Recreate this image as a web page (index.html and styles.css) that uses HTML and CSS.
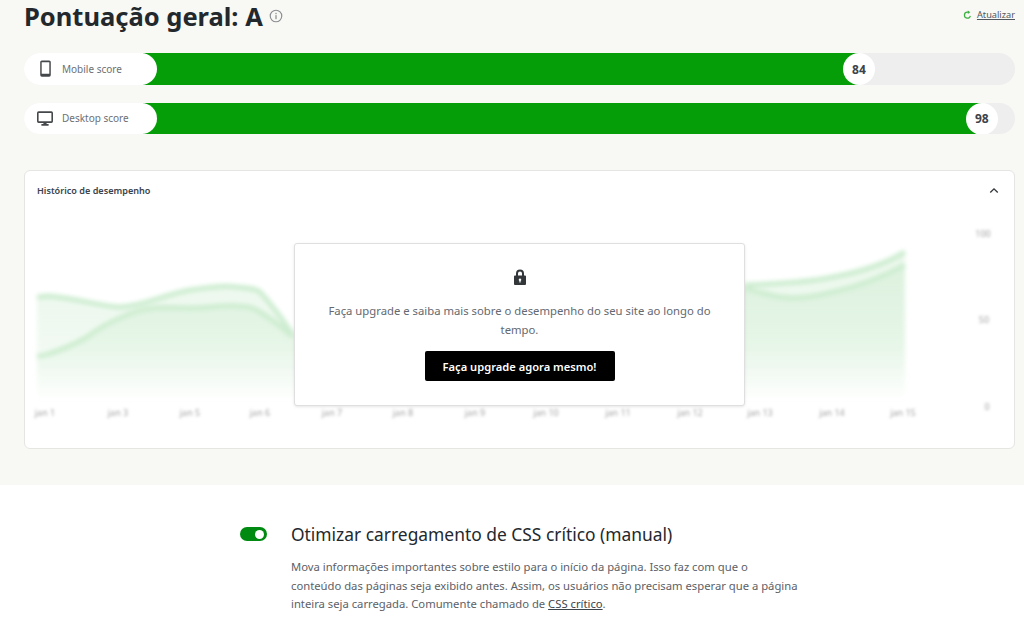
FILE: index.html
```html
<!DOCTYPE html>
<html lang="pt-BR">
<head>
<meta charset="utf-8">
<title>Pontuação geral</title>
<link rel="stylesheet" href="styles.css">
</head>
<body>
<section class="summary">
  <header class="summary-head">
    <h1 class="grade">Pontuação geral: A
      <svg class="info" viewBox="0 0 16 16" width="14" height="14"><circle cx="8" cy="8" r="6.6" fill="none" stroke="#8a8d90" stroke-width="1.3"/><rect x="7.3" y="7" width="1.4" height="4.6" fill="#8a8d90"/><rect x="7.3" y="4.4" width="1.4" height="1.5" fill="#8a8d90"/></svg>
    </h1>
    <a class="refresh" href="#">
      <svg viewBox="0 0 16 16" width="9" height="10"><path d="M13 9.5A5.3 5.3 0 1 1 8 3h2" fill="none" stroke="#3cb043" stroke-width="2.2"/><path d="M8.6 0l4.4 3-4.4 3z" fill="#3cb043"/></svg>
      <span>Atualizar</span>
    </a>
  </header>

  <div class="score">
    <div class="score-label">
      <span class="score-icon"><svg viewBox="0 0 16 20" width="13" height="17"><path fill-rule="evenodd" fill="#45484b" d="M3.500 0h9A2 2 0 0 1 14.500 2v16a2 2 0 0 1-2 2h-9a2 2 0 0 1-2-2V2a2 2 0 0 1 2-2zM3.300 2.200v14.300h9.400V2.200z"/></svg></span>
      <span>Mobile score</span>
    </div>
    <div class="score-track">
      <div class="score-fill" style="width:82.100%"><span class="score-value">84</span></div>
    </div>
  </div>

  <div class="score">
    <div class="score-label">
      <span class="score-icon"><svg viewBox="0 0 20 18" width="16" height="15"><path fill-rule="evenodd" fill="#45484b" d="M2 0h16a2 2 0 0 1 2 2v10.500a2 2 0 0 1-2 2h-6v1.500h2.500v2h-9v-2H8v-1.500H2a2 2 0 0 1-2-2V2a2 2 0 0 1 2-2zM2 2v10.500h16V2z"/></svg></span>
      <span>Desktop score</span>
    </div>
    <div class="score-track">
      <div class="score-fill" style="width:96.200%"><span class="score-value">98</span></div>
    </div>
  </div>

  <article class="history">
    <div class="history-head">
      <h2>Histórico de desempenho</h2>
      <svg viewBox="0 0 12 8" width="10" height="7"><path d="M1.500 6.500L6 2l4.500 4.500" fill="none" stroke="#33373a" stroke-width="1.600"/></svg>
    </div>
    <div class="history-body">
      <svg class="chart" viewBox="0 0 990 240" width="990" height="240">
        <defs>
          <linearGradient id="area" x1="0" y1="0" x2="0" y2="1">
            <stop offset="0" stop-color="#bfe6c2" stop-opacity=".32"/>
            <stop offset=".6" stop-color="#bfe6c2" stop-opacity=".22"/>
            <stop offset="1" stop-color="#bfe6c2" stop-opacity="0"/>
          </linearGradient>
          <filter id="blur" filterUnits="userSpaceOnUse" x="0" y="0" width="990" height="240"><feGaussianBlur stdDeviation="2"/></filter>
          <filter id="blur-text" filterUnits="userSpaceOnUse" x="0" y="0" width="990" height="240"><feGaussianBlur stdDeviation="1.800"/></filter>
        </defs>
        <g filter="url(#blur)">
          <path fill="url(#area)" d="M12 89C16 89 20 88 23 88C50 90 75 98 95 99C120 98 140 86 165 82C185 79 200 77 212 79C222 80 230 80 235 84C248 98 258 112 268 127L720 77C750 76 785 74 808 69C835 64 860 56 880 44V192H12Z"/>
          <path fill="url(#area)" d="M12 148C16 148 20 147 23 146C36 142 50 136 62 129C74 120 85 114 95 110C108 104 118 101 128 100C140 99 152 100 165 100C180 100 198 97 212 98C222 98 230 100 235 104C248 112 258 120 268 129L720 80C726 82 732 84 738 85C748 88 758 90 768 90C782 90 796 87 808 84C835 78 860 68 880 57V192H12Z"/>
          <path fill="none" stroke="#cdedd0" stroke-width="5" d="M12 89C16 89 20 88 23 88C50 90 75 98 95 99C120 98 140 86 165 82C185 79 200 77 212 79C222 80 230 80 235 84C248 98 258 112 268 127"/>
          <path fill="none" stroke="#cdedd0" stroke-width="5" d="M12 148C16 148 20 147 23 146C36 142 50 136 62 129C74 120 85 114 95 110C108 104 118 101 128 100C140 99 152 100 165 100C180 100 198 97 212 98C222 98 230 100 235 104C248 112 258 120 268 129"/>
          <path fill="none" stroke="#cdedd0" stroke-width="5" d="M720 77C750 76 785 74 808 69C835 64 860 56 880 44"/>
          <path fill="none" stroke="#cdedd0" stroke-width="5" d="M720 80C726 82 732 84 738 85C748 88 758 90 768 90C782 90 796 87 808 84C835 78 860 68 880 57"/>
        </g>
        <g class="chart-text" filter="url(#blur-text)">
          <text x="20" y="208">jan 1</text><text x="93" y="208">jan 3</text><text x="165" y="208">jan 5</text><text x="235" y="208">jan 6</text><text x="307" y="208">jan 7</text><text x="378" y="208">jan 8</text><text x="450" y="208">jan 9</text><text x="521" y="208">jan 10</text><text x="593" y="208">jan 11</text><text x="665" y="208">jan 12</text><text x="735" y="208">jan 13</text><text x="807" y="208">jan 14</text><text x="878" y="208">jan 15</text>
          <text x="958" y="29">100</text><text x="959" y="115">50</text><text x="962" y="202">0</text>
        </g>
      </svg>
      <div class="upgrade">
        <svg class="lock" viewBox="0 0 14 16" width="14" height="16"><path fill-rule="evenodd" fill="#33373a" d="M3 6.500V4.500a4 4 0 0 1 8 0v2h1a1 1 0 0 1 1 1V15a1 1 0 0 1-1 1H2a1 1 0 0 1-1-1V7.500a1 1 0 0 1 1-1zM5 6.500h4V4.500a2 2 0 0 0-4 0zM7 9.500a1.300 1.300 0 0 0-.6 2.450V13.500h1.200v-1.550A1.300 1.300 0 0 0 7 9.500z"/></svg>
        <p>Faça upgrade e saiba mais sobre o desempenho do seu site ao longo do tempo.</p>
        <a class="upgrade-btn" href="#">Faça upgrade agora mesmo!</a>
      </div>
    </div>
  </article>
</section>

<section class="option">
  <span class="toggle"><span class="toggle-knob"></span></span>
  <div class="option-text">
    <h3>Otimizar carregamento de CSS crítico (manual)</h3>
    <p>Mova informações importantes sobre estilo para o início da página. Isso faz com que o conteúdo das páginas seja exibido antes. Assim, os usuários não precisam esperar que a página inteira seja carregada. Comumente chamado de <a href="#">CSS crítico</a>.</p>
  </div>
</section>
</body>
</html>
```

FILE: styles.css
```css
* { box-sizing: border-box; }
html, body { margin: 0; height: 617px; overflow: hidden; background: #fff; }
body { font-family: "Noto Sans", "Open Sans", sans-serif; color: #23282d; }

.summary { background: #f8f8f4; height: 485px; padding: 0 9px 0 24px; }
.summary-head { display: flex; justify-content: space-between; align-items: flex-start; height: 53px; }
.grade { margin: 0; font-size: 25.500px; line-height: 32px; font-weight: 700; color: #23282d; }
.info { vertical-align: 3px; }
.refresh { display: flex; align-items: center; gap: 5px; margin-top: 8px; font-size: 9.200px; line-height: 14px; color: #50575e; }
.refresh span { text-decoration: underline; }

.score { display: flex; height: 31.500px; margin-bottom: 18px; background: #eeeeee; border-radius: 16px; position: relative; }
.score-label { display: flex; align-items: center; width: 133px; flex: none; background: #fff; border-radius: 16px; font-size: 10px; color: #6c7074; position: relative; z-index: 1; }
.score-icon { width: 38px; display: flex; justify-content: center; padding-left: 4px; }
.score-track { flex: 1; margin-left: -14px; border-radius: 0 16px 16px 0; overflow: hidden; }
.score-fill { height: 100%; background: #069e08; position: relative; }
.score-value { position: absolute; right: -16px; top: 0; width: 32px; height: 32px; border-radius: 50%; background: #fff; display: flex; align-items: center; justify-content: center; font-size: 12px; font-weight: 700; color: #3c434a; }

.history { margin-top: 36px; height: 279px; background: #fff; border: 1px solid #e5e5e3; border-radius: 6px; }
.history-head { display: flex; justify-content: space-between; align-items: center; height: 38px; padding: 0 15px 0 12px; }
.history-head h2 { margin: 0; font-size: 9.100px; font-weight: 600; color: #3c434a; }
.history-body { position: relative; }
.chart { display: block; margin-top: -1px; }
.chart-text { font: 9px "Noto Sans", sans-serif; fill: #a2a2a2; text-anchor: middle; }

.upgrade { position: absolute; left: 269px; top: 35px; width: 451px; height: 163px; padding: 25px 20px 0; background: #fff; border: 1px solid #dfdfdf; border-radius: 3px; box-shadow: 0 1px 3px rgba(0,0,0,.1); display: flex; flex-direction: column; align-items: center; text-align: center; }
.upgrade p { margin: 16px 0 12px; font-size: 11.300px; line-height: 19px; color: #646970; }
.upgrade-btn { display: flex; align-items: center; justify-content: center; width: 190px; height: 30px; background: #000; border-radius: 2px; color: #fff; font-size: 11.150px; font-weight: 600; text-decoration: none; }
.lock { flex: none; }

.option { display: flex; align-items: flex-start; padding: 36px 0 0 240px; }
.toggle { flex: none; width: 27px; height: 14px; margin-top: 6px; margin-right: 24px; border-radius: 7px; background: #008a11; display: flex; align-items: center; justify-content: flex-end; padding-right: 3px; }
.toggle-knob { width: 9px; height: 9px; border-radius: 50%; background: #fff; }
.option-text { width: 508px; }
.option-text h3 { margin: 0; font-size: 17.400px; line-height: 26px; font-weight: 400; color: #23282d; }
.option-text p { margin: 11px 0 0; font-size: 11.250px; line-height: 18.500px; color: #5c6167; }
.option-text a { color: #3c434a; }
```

§ WHAT TO WORK ON:
All lines above with "index" in them should be returned.

§ OUTPUT:
Recreate this image as a web page (index.html and styles.css) that uses HTML and CSS.
FILE: index.html
.score-label { display: flex; align-items: center; width: 133px; flex: none; background: #fff; border-radius: 16px; font-size: 10px; color: #6c7074; position: relative; z-index: 1; }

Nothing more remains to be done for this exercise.